Effects of Ocean Currents
- Affect Temperatures: Currents influence the climatic conditions of the regions in which they blow. The warm equatorial currents raise the temperature of the region in which they blow. Similarly, the cold currents lower the temperature of the places where they blow. For example, British Isles would have been extremely cold without the warm North Atlantic Drift. The hot climate of Peru is cooled by the cold Peru Current.
- Affect Rainfall: The winds blowing over warm currents pick up and carry moisture and bring rainfall. For example, the North Atlantic Drift brings rainfall in some areas located along the western coasts of Europe. On the contrary, cold currents do not bring rainfall and make the region cooler and drier. The Kalahari Desert hardly experiences rainfall because of the cold Benguela Current.
- Fog: The meeting of the warm and cool currents results in the creation of fog. For example, the Japanese coast experiences heavy fog when the warm Kuroshio current meets the cold Oyashio current.
- Violent Storms: At times, the meeting line of a warm and a cold current may cause a violent storm.
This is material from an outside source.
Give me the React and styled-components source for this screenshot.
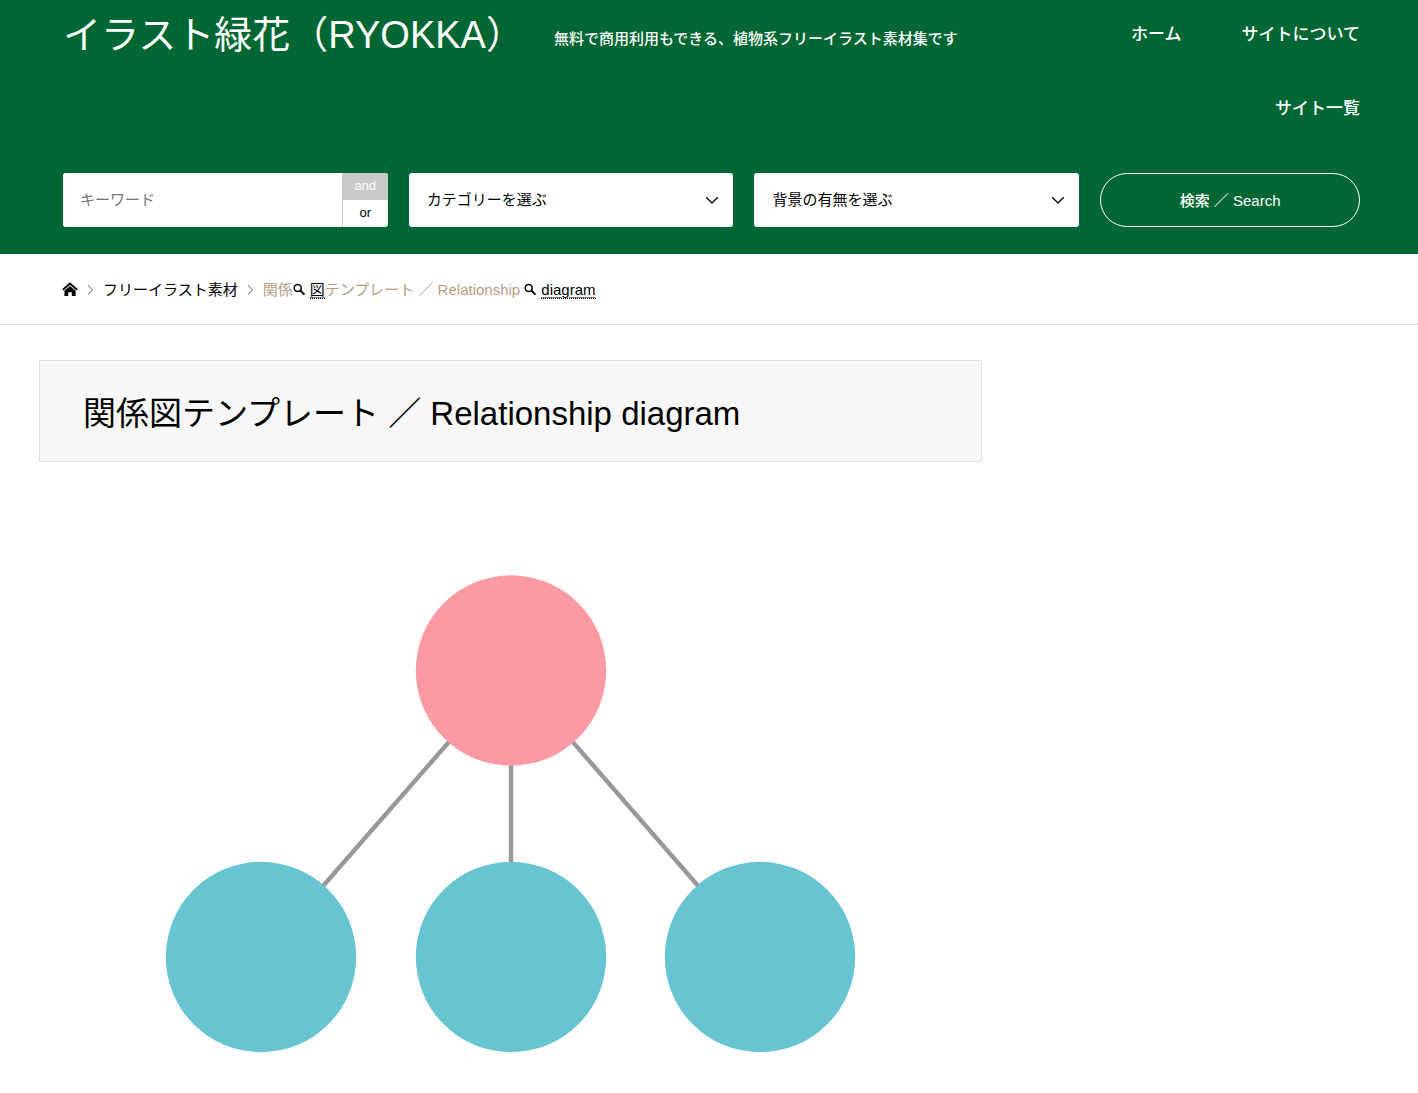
import styled, { createGlobalStyle } from 'styled-components';

const colors = {
    primary: '#006633',
    text: '#000',
    current: '#b69e84',
    border: '#e0e0e0',
    toggle: '#c9c9c9',
    root: '#fc9aa4',
    child: '#67c4d1',
    line: '#989898'
}

const GlobalStyle = createGlobalStyle`
    * {
        box-sizing: border-box;
    }

    body {
        margin: 0;
        background: #fff;
        color: ${colors.text};
        font-family: "Liberation Sans", "Noto Sans CJK JP", sans-serif;
        font-size: 15px;
    }

    a {
        color: inherit;
        text-decoration: none;
    }

    input, select, button {
        font-family: inherit;
        font-size: 15px;
    }
`

const Header = styled.header`
    padding: 0 58px 27px 63px;
    background: ${colors.primary};
    color: #fff;
`

const HeaderTop = styled.div`
    display: flex;
    align-items: flex-start;
`

const SiteName = styled.h1`
    margin: 0 30px 0 0;
    font-size: 38px;
    font-weight: 400;
    line-height: 70px;
    white-space: nowrap;
`

const Tagline = styled.p`
    margin: 0;
    font-weight: 500;
    line-height: 78px;
    white-space: nowrap;
`

const Nav = styled.nav`
    flex: 1;
    margin-left: 40px;
`

const NavList = styled.ul`
    display: flex;
    flex-wrap: wrap;
    justify-content: flex-end;
    gap: 4px 60px;
    margin: 0;
    padding: 0;
    list-style: none;
    font-size: 17px;
    font-weight: 500;
    line-height: 70px;
    white-space: nowrap;
`

const SearchForm = styled.form`
    display: grid;
    grid-template-columns: 5fr 5fr 5fr 4fr;
    gap: 21px;
    margin-top: 29px;
`

const KeywordField = styled.div`
    display: flex;
    height: 54px;
    overflow: hidden;
    border-radius: 3px;
    background: #fff;
`

const KeywordInput = styled.input`
    flex: 1;
    min-width: 0;
    padding: 0 17px 2px;
    border: 0;
    background: #fff;

    &::placeholder {
        color: #757575;
        opacity: 1;
    }
`

const Toggle = styled.div`
    display: flex;
    flex-direction: column;
    width: 46px;
    border-left: 1px solid ${colors.toggle};
    color: #000;
`

const ToggleOption = styled.label`
    position: relative;
    flex: 1;
    font-size: 13px;
    line-height: 26px;
    text-align: center;
    cursor: pointer;

    &:has(input:checked) {
        background: ${colors.toggle};
        color: #fff;
    }

    input {
        position: absolute;
        inset: 0;
        width: 100%;
        height: 100%;
        margin: 0;
        appearance: none;
        cursor: pointer;
    }
`

const SelectField = styled.div`
    position: relative;

    svg {
        position: absolute;
        top: 23px;
        right: 14px;
        pointer-events: none;
    }
`

const Select = styled.select`
    display: block;
    width: 100%;
    height: 54px;
    padding: 0 40px 2px 18px;
    border: 0;
    border-radius: 3px;
    background: #fff;
    color: #000;
    appearance: none;
`

const SearchButton = styled.button`
    height: 54px;
    padding: 0 0 2px;
    border: 1px solid #fff;
    border-radius: 27px;
    background: transparent;
    color: #fff;
    font-weight: 500;
    cursor: pointer;
`

const Breadcrumb = styled.nav`
    border-bottom: 1px solid ${colors.border};

    ol {
        display: flex;
        align-items: center;
        gap: 9px;
        margin: 0;
        padding: 2px 58px 0 62px;
        list-style: none;
        line-height: 68px;
        white-space: nowrap;
    }

    li {
        display: flex;
        align-items: center;
        gap: 9px;
    }
`

const HomeLink = styled.a`
    display: flex;
`

const Current = styled.span`
    color: ${colors.current};
`

const Keyword = styled.a`
    color: #000;

    svg {
        margin-right: 4px;
        vertical-align: -1px;
    }

    span {
        border-bottom: 1px dotted #000;
        text-decoration: underline;
        text-decoration-color: #777;
        text-underline-offset: 2px;
    }
`

const Layout = styled.div`
    display: grid;
    grid-template-columns: minmax(0, 1fr) 334px;
    gap: 45px;
    padding: 35px 57px 0 39px;
`

const ArticleTitle = styled.h2`
    margin: 0;
    padding: 5px 43px 0;
    border: 1px solid ${colors.border};
    background: #f7f7f7;
    font-size: 33px;
    font-weight: 400;
    line-height: 95px;
`

const Figure = styled.figure`
    margin: 38px 0 0;

    svg {
        display: block;
        width: 100%;
    }
`

const menu = ['ホーム', 'サイトについて', 'サイト一覧']

// x position of each node of the second row
const children = [222, 472, 721]

function Chevron(){
    return (
        <svg width="14" height="9" viewBox="0 0 14 9" fill="none" stroke="#111" strokeWidth="1.5" aria-hidden="true">
            <path d="M1.2 1.3 7 7l5.8-5.7"/>
        </svg>
    )
}

function Separator(){
    return (
        <svg width="7" height="10" viewBox="0 0 7 10" fill="none" stroke="#555" aria-hidden="true">
            <path d="M1 .6 5.6 5 1 9.4"/>
        </svg>
    )
}

function HomeIcon(){
    return (
        <svg width="16" height="16" viewBox="0 .5 16 16" aria-hidden="true">
            <path d="M.9 8.2 8 2.1l7.1 6.1" fill="none" stroke="#000" strokeWidth="2"/>
            <path d="M2.4 9.2 8 4.6l5.6 4.6v5.3H9.8v-3.8H6.2v3.8H2.4z" fill="#000"/>
        </svg>
    )
}

function SearchIcon(){
    return (
        <svg width="13" height="13" viewBox="0 0 13 13" fill="none" stroke="#000" aria-hidden="true">
            <circle cx="4.7" cy="4.9" r="3.5" strokeWidth="1.5"/>
            <path d="m7.3 7.5 4.2 4.2" strokeWidth="1.8"/>
        </svg>
    )
}

function SearchSelect({ name, label }){
    return (
        <SelectField>
            <Select name={name} aria-label={label} defaultValue="">
                <option value="">{label}</option>
            </Select>
            <Chevron/>
        </SelectField>
    )
}

function Diagram(){
    return (
        <svg viewBox="0 0 943 593" role="img" aria-label="関係図テンプレート">
            <g stroke={colors.line} strokeWidth="4.4">
                {children.map((x) => (
                    <path key={x} d={`M472 171 ${x} 457`}/>
                ))}
            </g>
            <circle cx="472" cy="170.5" r="95.2" fill={colors.root}/>
            {children.map((x) => (
                <circle key={x} cx={x} cy="457" r="95.2" fill={colors.child}/>
            ))}
        </svg>
    )
}

function App(){
    return (
        <>
            <GlobalStyle/>
            <Header>
                <HeaderTop>
                    <SiteName><a href="#home">イラスト緑花（RYOKKA）</a></SiteName>
                    <Tagline>無料で商用利用もできる、植物系フリーイラスト素材集です</Tagline>
                    <Nav>
                        <NavList>
                            {menu.map((item) => (
                                <li key={item}><a href="#menu">{item}</a></li>
                            ))}
                        </NavList>
                    </Nav>
                </HeaderTop>
                <SearchForm onSubmit={(e) => e.preventDefault()}>
                    <KeywordField>
                        <KeywordInput type="text" name="keyword" placeholder="キーワード" aria-label="キーワード"/>
                        <Toggle>
                            <ToggleOption>
                                <input type="radio" name="operator" value="and" defaultChecked/>
                                and
                            </ToggleOption>
                            <ToggleOption>
                                <input type="radio" name="operator" value="or"/>
                                or
                            </ToggleOption>
                        </Toggle>
                    </KeywordField>
                    <SearchSelect name="category" label="カテゴリーを選ぶ"/>
                    <SearchSelect name="background" label="背景の有無を選ぶ"/>
                    <SearchButton type="submit">検索 ／ Search</SearchButton>
                </SearchForm>
            </Header>
            <Breadcrumb>
                <ol>
                    <li><HomeLink href="#home" aria-label="ホーム"><HomeIcon/></HomeLink><Separator/></li>
                    <li><a href="#illust">フリーイラスト素材</a><Separator/></li>
                    <li>
                        <Current>
                            関係<Keyword href="#zu"><SearchIcon/><span>図</span></Keyword>テンプレート ／ Relationship <Keyword href="#diagram"><SearchIcon/><span>diagram</span></Keyword>
                        </Current>
                    </li>
                </ol>
            </Breadcrumb>
            <Layout>
                <main>
                    <ArticleTitle>関係図テンプレート ／ Relationship diagram</ArticleTitle>
                    <Figure>
                        <Diagram/>
                    </Figure>
                </main>
            </Layout>
        </>
    )
}

export default App;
The hurricanes which occur off the coast of USA follow the line where the Gulf Stream merges with the Labrador Current.
- The mixing of warm and cold currents results in the deposition of plankton. Therefore, at such places, fish can be found in abundance.
- Currents help the ships to sail if they follow the directions of the currents.
- Many warm currents keep the ports of Europe ice-free even during the winters. This helps in trade and commerce.
- The ships face danger because of the fogs caused by the meeting of the warm currents with the cold currents. This has resulted in the wreckage of many ships in the past as they were not able to view icebergs because of poor visibility.